----- Supplied data -----

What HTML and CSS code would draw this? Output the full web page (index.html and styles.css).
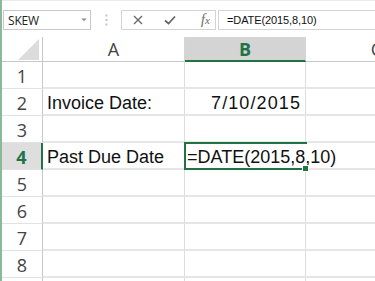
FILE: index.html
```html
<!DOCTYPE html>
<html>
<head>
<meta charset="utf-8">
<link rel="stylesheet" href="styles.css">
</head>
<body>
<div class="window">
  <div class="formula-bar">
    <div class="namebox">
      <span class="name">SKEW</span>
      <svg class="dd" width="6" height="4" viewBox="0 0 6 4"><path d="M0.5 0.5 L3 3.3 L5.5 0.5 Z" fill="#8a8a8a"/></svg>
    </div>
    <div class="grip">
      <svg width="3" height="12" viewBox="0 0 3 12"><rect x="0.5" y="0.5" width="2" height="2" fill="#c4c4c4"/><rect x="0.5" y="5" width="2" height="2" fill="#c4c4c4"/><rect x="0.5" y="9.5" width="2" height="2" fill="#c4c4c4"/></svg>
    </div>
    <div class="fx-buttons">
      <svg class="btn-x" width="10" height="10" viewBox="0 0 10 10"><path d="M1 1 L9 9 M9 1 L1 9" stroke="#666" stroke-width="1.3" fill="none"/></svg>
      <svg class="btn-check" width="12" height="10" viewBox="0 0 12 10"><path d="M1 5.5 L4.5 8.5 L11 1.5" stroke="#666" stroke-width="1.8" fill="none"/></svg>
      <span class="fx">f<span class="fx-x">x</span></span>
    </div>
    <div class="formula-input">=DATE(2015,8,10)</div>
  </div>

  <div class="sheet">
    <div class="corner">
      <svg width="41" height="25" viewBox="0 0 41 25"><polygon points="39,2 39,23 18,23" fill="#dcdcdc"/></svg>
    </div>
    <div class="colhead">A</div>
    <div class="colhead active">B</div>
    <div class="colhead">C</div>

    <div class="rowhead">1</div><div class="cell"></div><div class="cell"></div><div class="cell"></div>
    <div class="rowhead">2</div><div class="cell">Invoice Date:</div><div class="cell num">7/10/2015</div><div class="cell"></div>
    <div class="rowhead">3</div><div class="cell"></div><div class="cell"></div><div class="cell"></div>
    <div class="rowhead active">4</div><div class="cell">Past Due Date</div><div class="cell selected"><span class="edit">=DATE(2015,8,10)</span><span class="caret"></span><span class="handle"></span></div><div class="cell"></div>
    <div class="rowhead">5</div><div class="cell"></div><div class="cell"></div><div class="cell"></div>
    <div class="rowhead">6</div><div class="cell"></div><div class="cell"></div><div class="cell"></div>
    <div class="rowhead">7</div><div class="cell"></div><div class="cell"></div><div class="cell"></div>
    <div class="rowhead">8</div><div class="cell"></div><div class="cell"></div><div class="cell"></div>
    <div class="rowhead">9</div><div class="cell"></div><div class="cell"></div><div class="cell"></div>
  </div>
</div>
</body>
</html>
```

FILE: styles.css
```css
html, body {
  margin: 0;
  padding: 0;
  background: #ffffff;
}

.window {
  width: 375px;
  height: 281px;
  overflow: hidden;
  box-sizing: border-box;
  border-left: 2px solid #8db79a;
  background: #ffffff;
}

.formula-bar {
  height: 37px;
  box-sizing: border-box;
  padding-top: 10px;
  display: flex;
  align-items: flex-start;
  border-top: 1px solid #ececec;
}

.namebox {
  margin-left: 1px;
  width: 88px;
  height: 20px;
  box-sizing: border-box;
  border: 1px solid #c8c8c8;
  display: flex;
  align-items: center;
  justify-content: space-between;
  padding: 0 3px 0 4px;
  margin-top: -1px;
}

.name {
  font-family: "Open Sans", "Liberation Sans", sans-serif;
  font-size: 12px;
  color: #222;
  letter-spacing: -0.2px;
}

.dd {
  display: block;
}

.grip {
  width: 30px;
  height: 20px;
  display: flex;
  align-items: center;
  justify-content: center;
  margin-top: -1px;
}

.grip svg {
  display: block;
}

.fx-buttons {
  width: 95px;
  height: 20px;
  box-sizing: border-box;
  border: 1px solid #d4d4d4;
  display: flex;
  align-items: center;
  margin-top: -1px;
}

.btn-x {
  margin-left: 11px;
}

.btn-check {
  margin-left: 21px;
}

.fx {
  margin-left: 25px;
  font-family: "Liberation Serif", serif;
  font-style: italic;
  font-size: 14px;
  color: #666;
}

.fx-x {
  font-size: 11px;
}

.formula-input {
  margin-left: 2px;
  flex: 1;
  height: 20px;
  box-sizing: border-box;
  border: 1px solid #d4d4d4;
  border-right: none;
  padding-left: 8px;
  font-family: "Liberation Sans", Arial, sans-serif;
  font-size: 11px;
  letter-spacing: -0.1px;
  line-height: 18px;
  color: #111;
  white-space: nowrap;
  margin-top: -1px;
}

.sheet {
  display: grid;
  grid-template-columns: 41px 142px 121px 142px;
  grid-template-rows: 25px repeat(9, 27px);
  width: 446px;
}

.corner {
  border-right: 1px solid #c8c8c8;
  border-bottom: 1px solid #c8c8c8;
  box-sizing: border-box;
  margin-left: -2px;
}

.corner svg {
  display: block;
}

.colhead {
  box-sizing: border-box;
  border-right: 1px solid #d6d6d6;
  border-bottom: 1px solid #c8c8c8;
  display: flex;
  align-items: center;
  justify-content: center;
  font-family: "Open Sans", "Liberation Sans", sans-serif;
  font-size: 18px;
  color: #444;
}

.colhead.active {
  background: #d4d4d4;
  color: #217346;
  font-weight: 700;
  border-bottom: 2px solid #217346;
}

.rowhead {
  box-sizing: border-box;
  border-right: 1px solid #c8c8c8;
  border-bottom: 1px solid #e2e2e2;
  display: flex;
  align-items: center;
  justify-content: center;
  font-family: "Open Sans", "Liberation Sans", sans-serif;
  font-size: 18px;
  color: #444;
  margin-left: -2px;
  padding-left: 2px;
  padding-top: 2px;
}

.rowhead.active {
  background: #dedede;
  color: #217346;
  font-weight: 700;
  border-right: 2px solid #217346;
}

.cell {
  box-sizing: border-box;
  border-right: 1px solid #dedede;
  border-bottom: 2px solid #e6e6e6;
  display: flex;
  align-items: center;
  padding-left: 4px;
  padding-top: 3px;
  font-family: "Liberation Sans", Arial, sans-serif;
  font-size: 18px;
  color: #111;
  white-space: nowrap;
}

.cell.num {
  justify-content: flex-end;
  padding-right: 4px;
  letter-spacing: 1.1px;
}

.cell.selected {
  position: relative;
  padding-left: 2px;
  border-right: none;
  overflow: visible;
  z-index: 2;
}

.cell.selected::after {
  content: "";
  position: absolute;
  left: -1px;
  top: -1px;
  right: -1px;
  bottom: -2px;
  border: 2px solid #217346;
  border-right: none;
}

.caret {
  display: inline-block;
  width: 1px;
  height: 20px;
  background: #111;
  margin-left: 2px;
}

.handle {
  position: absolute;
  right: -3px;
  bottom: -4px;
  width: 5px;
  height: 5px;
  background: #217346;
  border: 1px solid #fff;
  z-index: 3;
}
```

-----

> [Work to do]: Pick out the lines containing the word "styles" and show them.

> [Reply]:
What HTML and CSS code would draw this? Output the full web page (index.html and styles.css).
<link rel="stylesheet" href="styles.css">
FILE: styles.css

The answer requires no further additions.